Some recent thoughts and sites I've come up with and across. Everything on 11/26/04 and before was all entered on 11/26/04 from ClipCache Plus from XRayz Software.
Tuesday, January 03, 2006
German Media Reporting U.S. Plans For Attack On Iran... | The Huffington Post
I once was sitting with the test pilot of the F-14 Grumman "Tomcat" ("Anytime, baby") on his birthday during the Iranian hostage crisis. While watching the TV (Ishi, the last Californian Indian was on, which is another story, his wife is an anthropologist) came, "We interrupt this program to tell you if the USSR makes a move for the Iranian/Soviet border we will blow up all the F-14's on the ground.
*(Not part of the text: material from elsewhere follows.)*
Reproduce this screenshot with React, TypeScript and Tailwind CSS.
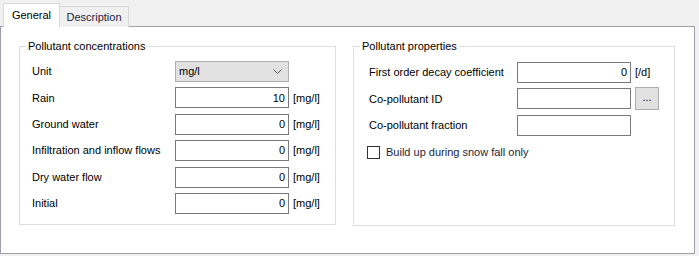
import { ReactNode } from 'react';

const font = { fontFamily: '"Liberation Sans", Arial, sans-serif' };

function GroupBox({ title, className, children }: { title: string; className: string; children: ReactNode }) {
  return (
    <div className={`relative border border-[#dcdcdc] ${className}`}>
      <span className="absolute -top-[8px] left-[6px] bg-white px-[2px] leading-[14px] text-black">{title}</span>
      {children}
    </div>
  );
}

function NumberBox({ value, width = 'w-[114px]' }: { value: string; width?: string }) {
  return (
    <div className={`h-[21px] ${width} border border-[#7a7a7a] bg-white flex items-center justify-end pr-[3px] text-black`}>
      {value}
    </div>
  );
}

const concentrationRows = [
  { label: 'Rain', value: '10' },
  { label: 'Ground water', value: '0' },
  { label: 'Infiltration and inflow flows', value: '0' },
  { label: 'Dry water flow', value: '0' },
  { label: 'Initial', value: '0' },
];

export default function App() {
  return (
    <div className="w-[699px] h-[256px] bg-[#f0f0f0] text-[11px] text-black" style={font}>
      <div className="flex items-end pl-[3px] pt-[3px] h-[27px] relative z-10">
        <div className="h-[24px] w-[57px] bg-white border border-b-0 border-[#d9d9d9] flex items-center justify-center">
          General
        </div>
        <div className="h-[21px] w-[69px] bg-[#f0f0f0] border border-b-0 border-l-0 border-[#d9d9d9] flex items-center justify-center text-[#1e1e3c]">
          Description
        </div>
      </div>
      <div className="-mt-px h-[228px] w-[695px] bg-white border border-[#a0a0ac] pl-[18px] pt-[19px] flex gap-[17px]">
        <GroupBox title="Pollutant concentrations" className="w-[317px] h-[179px]">
          <div className="pl-[12px] pt-[14px] flex flex-col gap-[5.4px]">
            <div className="h-[21px] flex items-center">
              <span className="w-[143px]">Unit</span>
              <div className="h-[21px] w-[114px] bg-[#e1e1e1] border border-[#adadad] flex items-center justify-between pl-[3px] pr-[6px]">
                <span>mg/l</span>
                <svg width="9" height="5" viewBox="0 0 9 5" fill="none" stroke="#606060" strokeWidth="1">
                  <path d="M0.5 0.5 L4.5 4.5 L8.5 0.5" />
                </svg>
              </div>
            </div>
            {concentrationRows.map((r) => (
              <div key={r.label} className="h-[21px] flex items-center">
                <span className="w-[143px]">{r.label}</span>
                <NumberBox value={r.value} />
                <span className="ml-[4px]">[mg/l]</span>
              </div>
            ))}
          </div>
        </GroupBox>
        <GroupBox title="Pollutant properties" className="w-[322px] h-[180px]">
          <div className="pl-[15px] pt-[15px] flex flex-col gap-[5.4px]">
            <div className="h-[21px] flex items-center">
              <span className="w-[148px]">First order decay coefficient</span>
              <NumberBox value="0" />
              <span className="ml-[4px]">[/d]</span>
            </div>
            <div className="h-[21px] flex items-center">
              <span className="w-[148px]">Co-pollutant ID</span>
              <NumberBox value="" />
              <div className="ml-[4px] h-[23px] w-[24px] bg-[#e1e1e1] border border-[#adadad] flex items-center justify-center leading-none pb-[2px]">
                ...
              </div>
            </div>
            <div className="h-[21px] flex items-center">
              <span className="w-[148px]">Co-pollutant fraction</span>
              <NumberBox value="" />
            </div>
            <div className="h-[21px] mt-[1px] flex items-center -ml-[2px]">
              <div className="h-[13px] w-[13px] border border-[#333333] bg-white" />
              <span className="ml-[6px] text-[#1e1e3c]">Build up during snow fall only</span>
            </div>
          </div>
        </GroupBox>
      </div>
    </div>
  );
}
The air-to-air missile technology is considered to be extremely important, and would upset the balance of power." Well, in review, we sold 100 F-14 fighter-bombers (like Tom Cruise's in "Top Gun" a film which dramatically increased Holland's air force recruitment as his co-star looked remarkably like their princess it was stated) and over 4,000 Americans had been in Iran to train their pilots and support personnel. I watched the last two fly on Long Island "the cradle of flight" testing some property out there near the Calverton Navy Airbase, where as a youngster I had attended an airshow with the Grumman's LEM "kiddies" and where across the road from where Grumman used to have its company picnics, a national veterans cemetery is today, where my father is buried. Is this really necessary? An Israeli fighter pilot, who was one of the pilots that flew that tight formation through international airspace, and that looked like a commercial airliner on radar, to bomb the French built nuclear power plant in Iraq years ago, was aboard our Columbia shuttle craft, which fell to earth, when the orbiter disintegrated, his notebook partially survived and is being preserved. His life (and the others aboard the spacecraft "Columbia") was an example of international cooperation that transcends what is solved with the use of armed force. The test pilots wife also reported in our anthropology department about living in the then Shah's Iran, who I read was part of a system put there in part by U.S. General Schwartzkopf's father, in an American Expeditionary Force (later appointed in charge of the federal investigation of the Lindbergh baby kidnapping trial in New Jersey).